## Goal of the exercise
Gather each line in the entries that includes the string "React".

## Data in this exercise
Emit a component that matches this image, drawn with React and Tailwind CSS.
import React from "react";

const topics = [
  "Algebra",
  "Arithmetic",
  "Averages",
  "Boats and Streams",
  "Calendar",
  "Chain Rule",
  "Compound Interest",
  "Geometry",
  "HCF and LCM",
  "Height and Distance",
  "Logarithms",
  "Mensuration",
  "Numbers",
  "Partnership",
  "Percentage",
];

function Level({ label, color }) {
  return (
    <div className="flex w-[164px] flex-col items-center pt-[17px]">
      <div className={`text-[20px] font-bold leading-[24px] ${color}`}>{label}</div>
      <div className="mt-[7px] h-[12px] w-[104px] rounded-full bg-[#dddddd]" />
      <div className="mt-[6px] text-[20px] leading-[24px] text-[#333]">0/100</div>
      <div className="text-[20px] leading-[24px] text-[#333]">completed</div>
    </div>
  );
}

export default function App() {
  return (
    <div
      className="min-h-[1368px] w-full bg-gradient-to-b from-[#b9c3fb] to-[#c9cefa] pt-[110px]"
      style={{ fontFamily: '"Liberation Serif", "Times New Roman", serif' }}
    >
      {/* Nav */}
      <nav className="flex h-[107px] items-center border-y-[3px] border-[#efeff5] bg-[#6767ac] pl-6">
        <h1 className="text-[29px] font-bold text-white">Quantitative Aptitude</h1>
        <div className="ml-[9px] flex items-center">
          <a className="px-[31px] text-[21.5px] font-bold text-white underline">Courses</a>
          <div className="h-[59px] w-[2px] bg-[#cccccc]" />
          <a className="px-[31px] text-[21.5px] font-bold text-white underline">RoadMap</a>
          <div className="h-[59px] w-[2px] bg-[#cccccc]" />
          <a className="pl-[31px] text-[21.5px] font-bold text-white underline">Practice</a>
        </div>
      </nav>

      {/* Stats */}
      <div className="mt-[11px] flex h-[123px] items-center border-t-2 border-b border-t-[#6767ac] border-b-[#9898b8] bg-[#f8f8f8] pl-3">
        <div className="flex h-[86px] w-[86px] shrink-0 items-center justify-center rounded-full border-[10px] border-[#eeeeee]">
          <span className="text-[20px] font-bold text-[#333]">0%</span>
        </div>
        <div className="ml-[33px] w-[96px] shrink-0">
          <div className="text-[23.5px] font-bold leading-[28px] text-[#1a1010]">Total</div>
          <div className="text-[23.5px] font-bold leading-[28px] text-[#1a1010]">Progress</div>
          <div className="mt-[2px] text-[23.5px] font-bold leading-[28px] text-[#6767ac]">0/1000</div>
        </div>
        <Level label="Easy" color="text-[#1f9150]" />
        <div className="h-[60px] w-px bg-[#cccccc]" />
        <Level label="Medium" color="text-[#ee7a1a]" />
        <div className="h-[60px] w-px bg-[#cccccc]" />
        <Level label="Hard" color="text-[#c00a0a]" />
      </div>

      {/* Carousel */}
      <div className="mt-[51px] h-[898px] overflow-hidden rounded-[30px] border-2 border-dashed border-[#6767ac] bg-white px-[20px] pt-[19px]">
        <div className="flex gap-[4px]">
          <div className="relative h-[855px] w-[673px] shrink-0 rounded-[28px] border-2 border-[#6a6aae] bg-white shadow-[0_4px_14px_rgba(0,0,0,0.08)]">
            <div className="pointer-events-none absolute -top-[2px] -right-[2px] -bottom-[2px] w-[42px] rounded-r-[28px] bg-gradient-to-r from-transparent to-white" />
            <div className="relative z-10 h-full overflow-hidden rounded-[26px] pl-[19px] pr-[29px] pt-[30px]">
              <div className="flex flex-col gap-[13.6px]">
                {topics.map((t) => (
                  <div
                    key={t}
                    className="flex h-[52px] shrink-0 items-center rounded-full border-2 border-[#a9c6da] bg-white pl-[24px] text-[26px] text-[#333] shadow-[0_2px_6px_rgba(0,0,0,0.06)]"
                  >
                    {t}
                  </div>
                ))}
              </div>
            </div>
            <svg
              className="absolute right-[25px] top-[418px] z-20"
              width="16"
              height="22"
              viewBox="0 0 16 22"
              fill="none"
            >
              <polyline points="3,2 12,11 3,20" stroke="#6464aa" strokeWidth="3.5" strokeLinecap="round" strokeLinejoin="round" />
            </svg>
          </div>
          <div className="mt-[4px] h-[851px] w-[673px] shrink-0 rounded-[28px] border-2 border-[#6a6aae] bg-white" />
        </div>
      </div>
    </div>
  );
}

...

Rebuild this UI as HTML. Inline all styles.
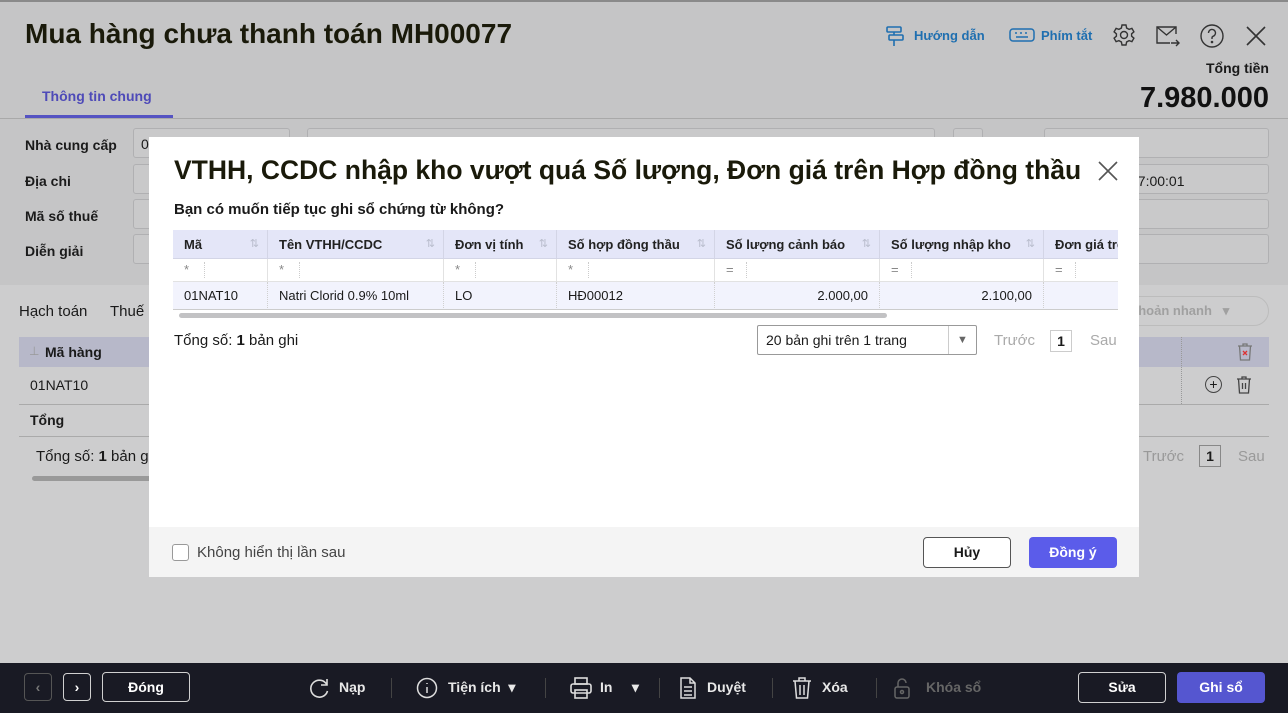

## Correct output
Emit a component that matches this image, drawn with React and Tailwind CSS.
import React from "react";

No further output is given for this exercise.